Nella sempre più ristretta cerchia delle moderne one-man band à-la F.M. Cornog (East River Pipe) o à-la Nick Saloman (Bevis Frond), un posto di tutto riguardo lo merita sicuramente il talentuoso Matt Rendon, cantante, polistrumentista e produttore che con il progetto Resonars (un vero e proprio gruppo solo nella sua incarnazione live) ha saputo dare forma ad un catalogo più che lusinghiero nella vivace nicchia del sottobosco garage statunitense. A quasi quattro anni dalla precedente uscita sulla lunga distanza e ad alcuni mesi dal prezioso Ep “Long Long Thoughts”, licenziato per Trouble In Mind, il rocker di Tucson torna in pista con il settimo album della sua band immaginaria, dedicato questa volta ai paesaggi brulli della natia Arizona. Lo scarto rispetto ai lavori del passato – che la sua attuale etichetta (l’encomiabile Burger) ha fatto in modo di ristampare – è del tutto trascurabile. Non occorrono che pochi istanti per appurarlo: l’avvio trottante di “Tomorrow Gears” con i suoi giusti aromi power-pop, il primo refrain infettivo, la prima accelerata chitarristica, i consueti eccellenti giochi a incastro delle voci e l’inconfondibile texture sottilmente psichedelica, alla maniera dei Love o dei Pretty Things.

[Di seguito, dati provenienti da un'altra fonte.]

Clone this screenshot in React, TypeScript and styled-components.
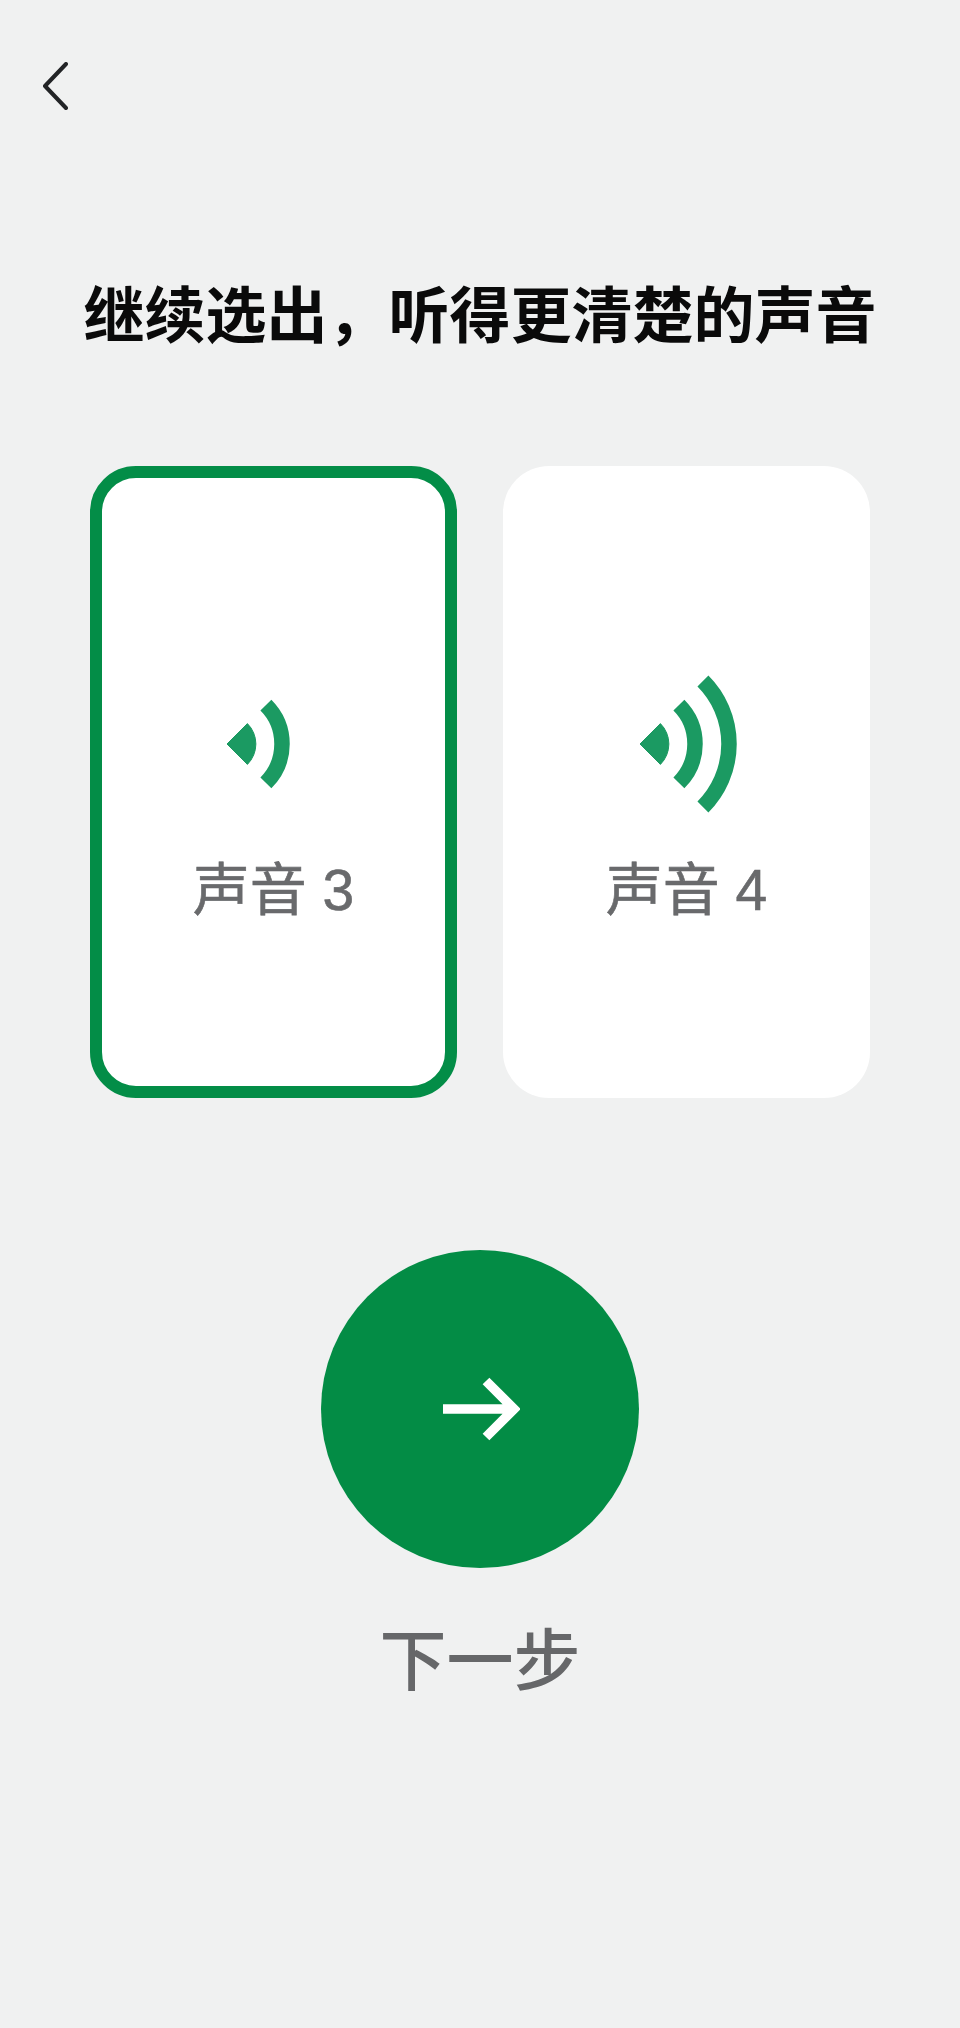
import React from 'react';
import styled, { createGlobalStyle } from 'styled-components';

const voices = [
  { id: 3, waves: 1, selected: true },
  { id: 4, waves: 2, selected: false },
];

const waveRadii = [55, 89];

function SoundIcon({ waves }: { waves: number }) {
  return (
    <IconSvg viewBox="-8 -75 110 150">
      <path d="M0 0L20.4 -20.4A28.8 28.8 0 0 1 20.4 20.4Z" fill="#1b9a62" stroke="#1b9a62" strokeWidth="1" strokeLinejoin="round" />
      {waveRadii.slice(0, waves).map((r) => {
        const d = r * Math.SQRT1_2;
        return <path key={r} d={`M${d} ${-d}A${r} ${r} 0 0 1 ${d} ${d}`} fill="none" stroke="#1b9a62" strokeWidth="15.5" />;
      })}
    </IconSvg>
  );
}

export default function App() {
  return (
    <>
      <GlobalStyle />
      <Page>
        <BackButton type="button" aria-label="返回">
          <svg width="26" height="48" viewBox="0 0 26 48">
            <path d="M24 2L3 24L24 46" fill="none" stroke="#222426" strokeWidth="4" strokeLinecap="round" strokeLinejoin="round" />
          </svg>
        </BackButton>

        <Title>继续选出，听得更清楚的声音</Title>

        <CardRow>
          {voices.map((voice) => (
            <VoiceCard key={voice.id} $selected={voice.selected}>
              <SoundIcon waves={voice.waves} />
              <VoiceLabel>声音 {voice.id}</VoiceLabel>
            </VoiceCard>
          ))}
        </CardRow>

        <NextButton type="button" aria-label="下一步">
          <svg width="80" height="64" viewBox="0 0 80 64">
            <path d="M3 32H74M46 4L74 32L46 60" fill="none" stroke="#fff" strokeWidth="9.5" />
          </svg>
        </NextButton>
        <NextLabel>下一步</NextLabel>
      </Page>
    </>
  );
}

const GlobalStyle = createGlobalStyle`
  html, body {
    margin: 0;
    padding: 0;
    background: #f0f1f1;
  }
  * {
    box-sizing: border-box;
  }
`;

const Page = styled.div`
  width: 960px;
  height: 2028px;
  padding-top: 62px;
  display: flex;
  flex-direction: column;
  align-items: center;
  background: #f0f1f1;
  font-family: "Noto Sans CJK SC", "Noto Sans", sans-serif;
`;

const BackButton = styled.button`
  align-self: flex-start;
  width: 26px;
  height: 48px;
  margin-left: 42px;
  padding: 0;
  border: 0;
  background: none;
  display: block;

  svg {
    display: block;
  }
`;

const Title = styled.h1`
  margin: 159px 0 0;
  font-size: 61px;
  line-height: 86px;
  font-weight: 700;
  color: #0a0a0a;
  white-space: nowrap;
`;

const CardRow = styled.div`
  display: flex;
  gap: 46px;
  margin-top: 111px;
`;

const VoiceCard = styled.div<{ $selected: boolean }>`
  width: 367px;
  height: 632px;
  padding-top: 191px;
  display: flex;
  flex-direction: column;
  align-items: center;
  border: 12px solid ${(p) => (p.$selected ? '#038d47' : 'transparent')};
  border-radius: 46px;
  background: #fff;
`;

const IconSvg = styled.svg`
  width: 110px;
  height: 150px;
  display: block;
`;

const VoiceLabel = styled.div`
  margin-top: 31px;
  font-family: "Liberation Sans", "Noto Sans CJK SC", sans-serif;
  font-size: 57px;
  line-height: 80px;
  font-weight: 400;
  color: #696a6c;
  -webkit-text-stroke: 0.6px #696a6c;
  white-space: nowrap;
`;

const NextButton = styled.button`
  width: 318px;
  height: 318px;
  margin-top: 152px;
  padding: 0;
  border: 0;
  border-radius: 50%;
  background: #038c45;
  display: flex;
  align-items: center;
  justify-content: center;
`;

const NextLabel = styled.div`
  margin-top: 41px;
  font-size: 67px;
  line-height: 94px;
  font-weight: 500;
  color: #666769;
`;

Ancora una volta le canzoni di Rendon si offrono all’ascolto come cavalcate tamburellanti e disinvolte, poco impegnative ma sufficientemente stimolanti, forti di un taglio passatista credibile che non indugia in sterili ostentazioni o compiaciuta accademia. La formula è stringata, le strofe essenziali, i registri risaputi e le melodie votate a una gratificazione del tutto epidermica. Eppure in più di un frangente affiora come per paradosso un senso di freschezza contagiosa, tonificata dalle apprezzabili doti tecniche del musicista americano, e in meno di tre minuti si trovano regolarmente condensati assoli spigliati ma mai tronfi, ritornelli incalzanti e architetture corali approntate con grande perizia.
Già il secondo titolo in scaletta, “Invisible Gold”, chiarisce senza indugi come per Mr. Resonars l’inclinazione revivalista sia più che un tema estetico cruciale, quasi una missione, evidente perfino nel rispolverare la tradizione della “title track in differita” già onorata in un passato lontano da grossi calibri come Doors e Led Zeppelin (qui è il caso di “That Evil Drone”, stesso titolo del precedente Lp). Se il debito di riconoscenza verso gli Hollies si conferma illimitato e questa è solo la prima di innumerevoli scorribande in territori beatlesiani, gli impasti vocali sixties e le decorazioni jangle delle chitarre riportano senza alcun timore reverenziale anche in zona Paisley Underground.
Il lavoro sulle armonie è intrigante ma quello sulle percussioni si rivela in più occasioni non meno pregevole, per un insieme sonoro fluido che funziona con sorprendente precisione, non lesina sugli strappi ritmici ed omaggia con i Who uno degli eroi di Rendon, Keith Moon. Dopo l’ottimo mestiere esibito nella prima facciata, è con “Vanishing People” che Matt comincia davvero a sfoderare i fuochi d’artificio: indovina con dissimulata noncuranza una sequenza di hook prodigiosi inanellando un filotto di vere e proprie perle, tormentoni che riesumano il Lennon di “Rubber Soul” e “Revolver” con i Byrds del medesimo biennio nei panni di ideale backing band. Più che di plagio stilistico, per “John Stone Will Be Christian” o “I Had a Dream” ha però senso parlare di sconfinato atto d’amore, intavolato con entusiasmo da un artigiano di indubbio talento. Un finale all’insegna della spensieratezza guizzante conferisce ulteriori meriti all’ennesima gemma nascosta di una discografia tutta da scoprire.